The Angel Islington is a well-known property in Monopoly, and if you know the area, it’s a short walk up the Pentonville Road from Kings Cross. Situated on a hill, it’s not an area where you might expect flooding is a problem, but it was in the news last week after a water main burst.
As the BBC news report (5 December 2016) mentions, about 100 people were evacuated from their homes, water was up to 2m deep in the basements of some properties, and there was significant damage to homes and businesses.
Basements are at obvious risk from flooding from all sources, and because of their importance, we’ve started collecting information about the presence of basements within our UKBuildings product.
A basement is defined as part or all of a structure that is below the surrounding ground level and has either an exterior door/entrance or some way of allowing light into the structure—a window, grill, glass panels in the pavement, etc. A building is classified as having a basement if there is evidence from the street of either the door/entrance, a window, or grill.

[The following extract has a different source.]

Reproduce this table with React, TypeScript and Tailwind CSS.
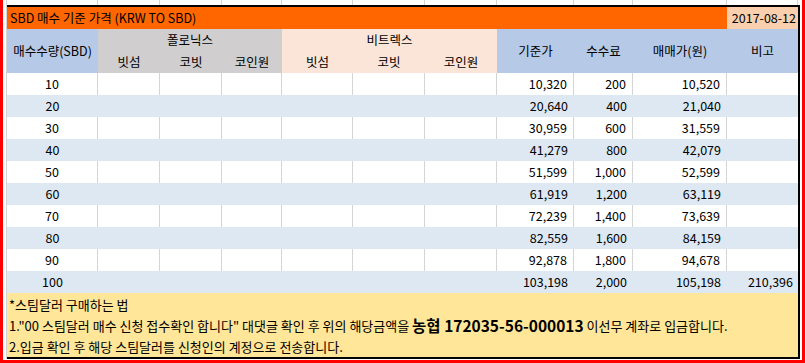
import React from 'react';

const GRID =
  'grid grid-cols-[91px_62px_62px_60px_71px_72px_72px_77px_59px_94px_71px]';

const gutterWidths = ['w-[91px]', 'w-[62px]', 'w-[62px]', 'w-[60px]', 'w-[71px]', 'w-[72px]', 'w-[72px]', 'w-[77px]', 'w-[59px]', 'w-[94px]', 'w-[71px]'];

interface Row {
  qty: string;
  base: string;
  fee: string;
  total: string;
  note?: string;
}

const rows: Row[] = [
  { qty: '10', base: '10,320', fee: '200', total: '10,520' },
  { qty: '20', base: '20,640', fee: '400', total: '21,040' },
  { qty: '30', base: '30,959', fee: '600', total: '31,559' },
  { qty: '40', base: '41,279', fee: '800', total: '42,079' },
  { qty: '50', base: '51,599', fee: '1,000', total: '52,599' },
  { qty: '60', base: '61,919', fee: '1,200', total: '63,119' },
  { qty: '70', base: '72,239', fee: '1,400', total: '73,639' },
  { qty: '80', base: '82,559', fee: '1,600', total: '84,159' },
  { qty: '90', base: '92,878', fee: '1,800', total: '94,678' },
  { qty: '100', base: '103,198', fee: '2,000', total: '105,198', note: '210,396' },
];

function DataRow({ row, shaded }: { row: Row; shaded: boolean }) {
  // filled rows hide the sheet gridlines, white rows show them
  const line = shaded ? '' : 'border-r border-[#d4d4d4]';
  const cell = `flex h-[22px] items-center ${line}`;
  const num = `${cell} justify-end pr-[6px]`;
  return (
    <div className={`${GRID} ${shaded ? 'bg-[#dde8f3]' : 'bg-white'}`}>
      <div className={`${cell} justify-center`}>{row.qty}</div>
      <div className={cell} />
      <div className={cell} />
      <div className={cell} />
      <div className={cell} />
      <div className={cell} />
      <div className={cell} />
      <div className={num}>{row.base}</div>
      <div className={num}>{row.fee}</div>
      <div className={num}>{row.total}</div>
      <div className={`flex h-[22px] items-center justify-end pr-[5px]`}>{row.note}</div>
    </div>
  );
}

export default function App() {
  return (
    <div className="flex h-[363px] w-[805px] flex-col border-x-[3px] border-b-[3px] border-[#ff0000] bg-white font-['Noto_Sans_CJK_KR',sans-serif] text-[12.5px] leading-none text-black">
      {/* sheet gridlines above the table */}
      <div className="flex h-[5px]">
        <div className="w-[4px] border-r border-[#d4d4d4]" />
        {gutterWidths.map((w, i) => (
          <div key={i} className={`${w} border-r border-[#d4d4d4]`} />
        ))}
      </div>

      <div className="flex">
        <div className="w-[4px] border-r border-[#d4d4d4]" />

        <div className="w-[793px] border-y-2 border-r-2 border-black">
          {/* title */}
          <div className="flex h-[22px]">
            <div className="flex w-[720px] items-center bg-[#ff6600] pl-[3px]">
              SBD 매수 기준 가격 (KRW TO SBD)
            </div>
            <div className="flex w-[71px] items-center justify-end bg-[#f9cfae] pr-[2px]">
              2017-08-12
            </div>
          </div>

          {/* header */}
          <div className={`${GRID} grid-rows-[22px_22px]`}>
            <div className="row-span-2 flex items-center justify-center bg-[#b6c9e6]">
              매수수량(SBD)
            </div>
            <div className="col-span-3 flex items-center justify-center bg-[#d0cece] pt-[1px]">
              폴로닉스
            </div>
            <div className="col-span-3 flex items-center justify-center bg-[#fbe5d8] pt-[1px]">
              비트렉스
            </div>
            <div className="row-span-2 flex items-center justify-center bg-[#b6c9e6]">기준가</div>
            <div className="row-span-2 flex items-center justify-center bg-[#b6c9e6]">수수료</div>
            <div className="row-span-2 flex items-center justify-center bg-[#b6c9e6]">매매가(원)</div>
            <div className="row-span-2 flex items-center justify-center bg-[#b6c9e6]">비고</div>
            <div className="flex items-center justify-center bg-[#d0cece]">빗섬</div>
            <div className="flex items-center justify-center bg-[#d0cece]">코빗</div>
            <div className="flex items-center justify-center bg-[#d0cece]">코인원</div>
            <div className="flex items-center justify-center bg-[#fbe5d8]">빗섬</div>
            <div className="flex items-center justify-center bg-[#fbe5d8]">코빗</div>
            <div className="flex items-center justify-center bg-[#fbe5d8]">코인원</div>
          </div>

          {rows.map((row, i) => (
            <DataRow key={row.qty} row={row} shaded={i % 2 === 1} />
          ))}

          {/* how to buy */}
          <div className="flex h-[64px] flex-col justify-around bg-[#ffe699] pl-[2px] pt-[1px] text-[13px]">
            <div>*스팀달러 구매하는 법</div>
            <div className="flex items-center">
              1."00 스팀달러 매수 신청 접수확인 합니다" 대댓글 확인 후 위의 해당금액을&nbsp;
              <b className="text-[15.5px]">농협 172035-56-000013</b>&nbsp;이선무 계좌로 입금합니다.
            </div>
            <div>2.입금 확인 후 해당 스팀달러를 신청인의 계정으로 전송합니다.</div>
          </div>
        </div>

        <div className="w-[2px]" />
      </div>
    </div>
  );
}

Basements are typically found in pre-1914 residential properties. They can occur in modern houses but are far less common. Basements are also found in non-residential buildings, such as public houses, churches, Victorian school buildings, Victorian retail high streets, and modern tall office blocks.
The basement data below (properties with basements are highlighted in black) is shown on a background of our detailed UKMap large scale mapping.
The GeoInformation Group supplies our UKBuildingsproduct to many utility and insurance companies for use in a variety of applications. We’re currently working with water companies to provide information about buildings with basements to them, too. That will allow them to analyse the risk of incidents, like the one in Islington, and prioritise maintenance and renewal programs accordingly.